Here’s the short of it: The series is set hundreds of years after the Great War we know and love from the 1980s series, in which the Autobots supposedly destroyed the Decepticon forces. Today, Optimus Prime and his band of space-bound, Autobot, glorified maintenance bots–including Rachet, Bumblebee, Prowl, and Bulkhead–flee to Earth to protect the all-powerful Allspark from the resurgent Decepticons. They land in a futuristic Detroit. Yes, Detroit. [Shrug]
5) The Weapons
As you might imagine, the Autobot Sanitation and Maintenance Corps (as I imagine it’s called), doesn’t hand out weapons, per se, to its members. So Optimus and his buddies have to make do with the on-the-job equipment they used in the commission of their tidying-up-outer-space duties.
Fortunately for them, things like Optimus’s humongous electro-axe, Prowl’s manhole-cover-size throwing stars, and Bumblebee’s arm-mounted extensible blades are all considered standard-issue tools of the trade. In fact, we get to see them using these tools to service the area of a small moon surrounding a space bridge (aka manufactured worm hole). Just be glad that construction crews in your neighborhood use pneumatic drills–and not throwing stars–to shatter concrete. Anyway, it’s a cartoon, so I can forgive the lazy contrivance.

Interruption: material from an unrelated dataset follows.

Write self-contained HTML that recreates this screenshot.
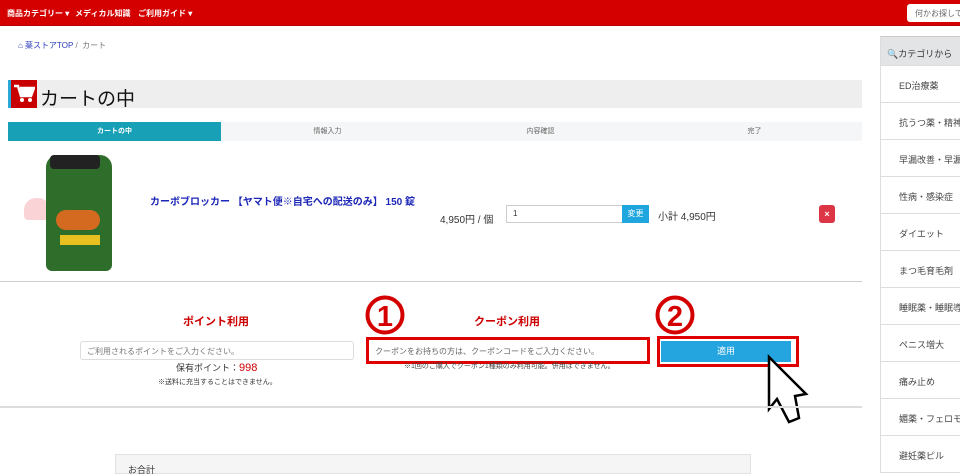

The Decepticons, on the other hand, come fully armed. Megatron’s fusion canon is back in all its glory. And there’s no 1980s-style exchange of blaster fire with no bot getting more than a scratch. When Starscream shoots at Optimus Prime, the blast leaves a gaping wound, showing Prime’s robo-guts. Wowza.
4) The Allspark
“Characters getting shot? In a cartoon? What are we teaching the children!?”
Well, for one we’re teaching children that “dumb and whorish” is a perfectly acceptable modus operandi… but that’s not really the issue here. Just a side note.

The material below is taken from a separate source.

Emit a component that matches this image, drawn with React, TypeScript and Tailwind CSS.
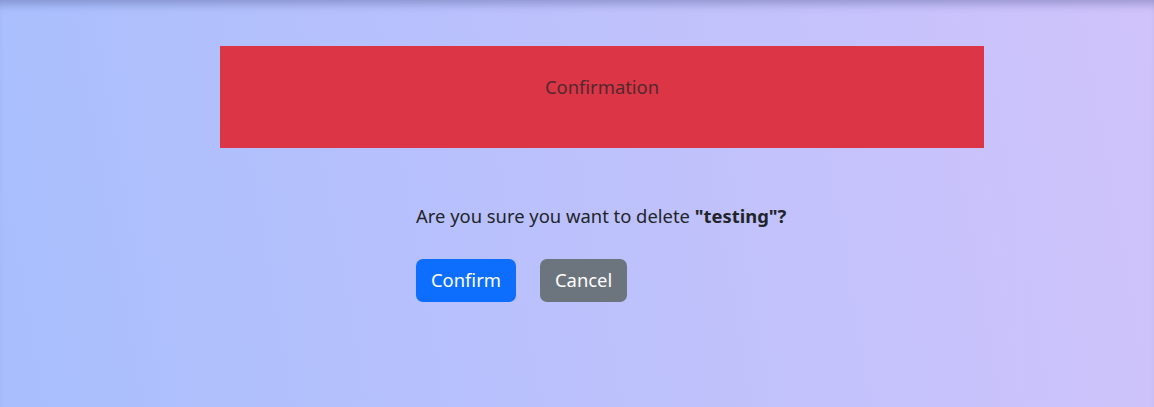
export default function App() {
  return (
    <div
      className="w-full h-[407px] overflow-hidden bg-[linear-gradient(80deg,#a8bffd,#d0c3fb)] shadow-[inset_0_10px_10px_-6px_rgba(40,50,110,0.32)] text-[#212529]"
      style={{ fontFamily: '"Noto Sans", sans-serif' }}
    >
      <div className="flex justify-center pl-[50px] pt-[46px]">
        <div className="w-[764px] flex flex-col">
          {/* Header */}
          <div className="h-[102px] bg-[#dc3545] pt-[27px] text-center text-[18.4px] leading-[27.6px] text-[#50292f]">
            Confirmation
          </div>

          {/* Body */}
          <div className="ml-[196px] w-fit mt-[54px]">
            <p className="text-[18.4px] leading-[27.6px]">
              Are you sure you want to delete <b className="font-bold">"testing"?</b>
            </p>
            <div className="flex gap-[24px] mt-[29px]">
              <button className="h-[43px] px-[15px] rounded-[7px] bg-[#0d6efd] text-white text-[18.4px] leading-[27.6px]">
                Confirm
              </button>
              <button className="h-[43px] px-[15px] rounded-[7px] bg-[#6c757d] text-white text-[18.4px] leading-[27.6px]">
                Cancel
              </button>
            </div>
          </div>
        </div>
      </div>
    </div>
  );
}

Blaster wounds are meaningless, thanks to the Allspark, which literally fixes everything. Even death. Prime dies in the third episode, only to be resurrected by the wannabe-Matrix-of-Leadership device.
So, the Decepticons can blast away. The Autobots are like Doritos. “Crunch all you want… we’ll make more.”

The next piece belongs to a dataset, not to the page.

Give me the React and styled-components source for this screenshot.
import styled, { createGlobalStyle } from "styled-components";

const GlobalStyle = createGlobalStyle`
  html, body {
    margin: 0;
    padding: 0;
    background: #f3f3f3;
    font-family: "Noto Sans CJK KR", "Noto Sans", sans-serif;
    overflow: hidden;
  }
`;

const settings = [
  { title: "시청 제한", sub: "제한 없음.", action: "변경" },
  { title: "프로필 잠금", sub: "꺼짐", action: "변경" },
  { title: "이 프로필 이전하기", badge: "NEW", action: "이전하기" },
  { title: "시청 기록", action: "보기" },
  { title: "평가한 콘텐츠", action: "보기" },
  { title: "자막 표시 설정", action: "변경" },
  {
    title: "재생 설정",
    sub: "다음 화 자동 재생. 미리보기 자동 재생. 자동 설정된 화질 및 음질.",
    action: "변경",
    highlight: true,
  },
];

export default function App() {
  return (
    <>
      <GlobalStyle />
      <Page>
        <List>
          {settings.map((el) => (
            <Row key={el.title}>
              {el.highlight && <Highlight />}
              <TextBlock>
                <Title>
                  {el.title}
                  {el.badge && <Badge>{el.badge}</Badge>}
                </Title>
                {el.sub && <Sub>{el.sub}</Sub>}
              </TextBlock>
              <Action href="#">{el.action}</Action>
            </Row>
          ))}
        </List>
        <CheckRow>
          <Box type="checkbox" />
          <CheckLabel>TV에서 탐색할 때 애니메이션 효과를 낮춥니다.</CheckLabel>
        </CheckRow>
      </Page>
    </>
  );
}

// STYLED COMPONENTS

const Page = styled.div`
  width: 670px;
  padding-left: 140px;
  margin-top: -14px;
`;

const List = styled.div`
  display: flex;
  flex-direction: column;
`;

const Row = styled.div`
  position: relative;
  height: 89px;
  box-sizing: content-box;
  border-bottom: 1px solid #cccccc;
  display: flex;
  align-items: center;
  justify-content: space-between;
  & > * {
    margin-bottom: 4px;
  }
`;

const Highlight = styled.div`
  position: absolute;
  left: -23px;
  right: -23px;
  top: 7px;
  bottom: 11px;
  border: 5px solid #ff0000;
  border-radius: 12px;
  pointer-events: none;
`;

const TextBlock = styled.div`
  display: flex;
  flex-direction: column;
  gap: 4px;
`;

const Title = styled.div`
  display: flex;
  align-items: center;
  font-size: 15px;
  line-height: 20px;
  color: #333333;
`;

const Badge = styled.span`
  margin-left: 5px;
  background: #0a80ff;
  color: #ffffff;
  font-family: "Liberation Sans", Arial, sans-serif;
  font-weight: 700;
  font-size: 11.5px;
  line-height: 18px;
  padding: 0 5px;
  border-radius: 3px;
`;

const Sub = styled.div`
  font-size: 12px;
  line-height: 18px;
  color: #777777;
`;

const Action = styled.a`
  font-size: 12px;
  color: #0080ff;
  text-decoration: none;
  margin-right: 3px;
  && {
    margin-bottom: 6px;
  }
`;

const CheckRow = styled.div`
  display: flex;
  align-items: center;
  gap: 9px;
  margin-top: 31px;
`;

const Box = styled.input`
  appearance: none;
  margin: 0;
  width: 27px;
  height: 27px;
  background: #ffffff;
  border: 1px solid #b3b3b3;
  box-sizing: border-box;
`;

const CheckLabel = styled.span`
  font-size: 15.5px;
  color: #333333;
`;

To sum up: critical injuries and even death can be escaped with the help of a glowing, magic toaster oven.
What are we teaching the children?
Gone are the stiff movements and clanging of classic Transformers grappling with each other. No more satisfying sound of tons of metal-bumping-into-metal as giant robots walk across the deck of the Arc.
These new Transformers run, jump, flip and generally present themselves like quippy robotic acrobats. Takes a little something away from the ‘giant robotness’ of it all.
Um, where’s the noble, wise, and respected Optimus Prime that I know, love, and mourned when he died in Transformers: The Movie? Who’s this youthful and earnest graduate of the Autobot equivalent of Starfleet Academy who appears to have a robo-goatee?
At one point, the new Prime actually elicits eye-rolling and a “not this speech again” from his troops. The old Prime never would have had to deal with shit like that.
No longer is Prowl the affable police car. Now he’s the uptight Jeremy-Irons-as-a-transforming-motorcycle of the group.
And Ratchet is old, gruff, and crotchety? Did he steal the now-absent Ironhide’s personality chip?
Here’s a good one: Ultra Magnus is Supreme Commander of the Autobot forces. That basically makes Optimus Prime his bitch’s bitch’s bitch’s bitch’s maintenance man. Insulting.
1) The Humans
In this series, the Transformers characters look like slightly-more-cartoonish variants of the forms with with we’re familiar. A few minutes into the show, I had pretty much gotten accustomed to the new look… even Megatron’s tiny face swimming-in-a-huge-bucket-helmet visage.
And then the human characters showed up.
With their disproportionate and oddly-shaped heads, shocks of hair, lamely-affected accents, super-exaggerated facial expressions, and general ham-handedness, the humans made me feel like I was watching the bum end of a generic, tween-targeted, Japanese toon. Like Pokemon.
You heard me. Pokemon. Vomit.
What’s Familiar and Reassuring
In addition to the familiar, classic ‘transforming’ sound effect?
Good ol’ Starscream. With the same look and the same voice and his duplicitous, “Megatron, my leige!” and “Brilliant strategy, oh, wise and great leader!”
In a scene strongly reminiscent of the original animated movie, Starscream–believing that Megatron has died in a battle with Prime–takes the crown and begins his arrogant ascendancy speech to the remaining tatters of the Decepticons, only to be promptly (and temporarily) destroyed… by accidentally driving his space ship into a star. Whoops. Where’s that Allspark when you need it?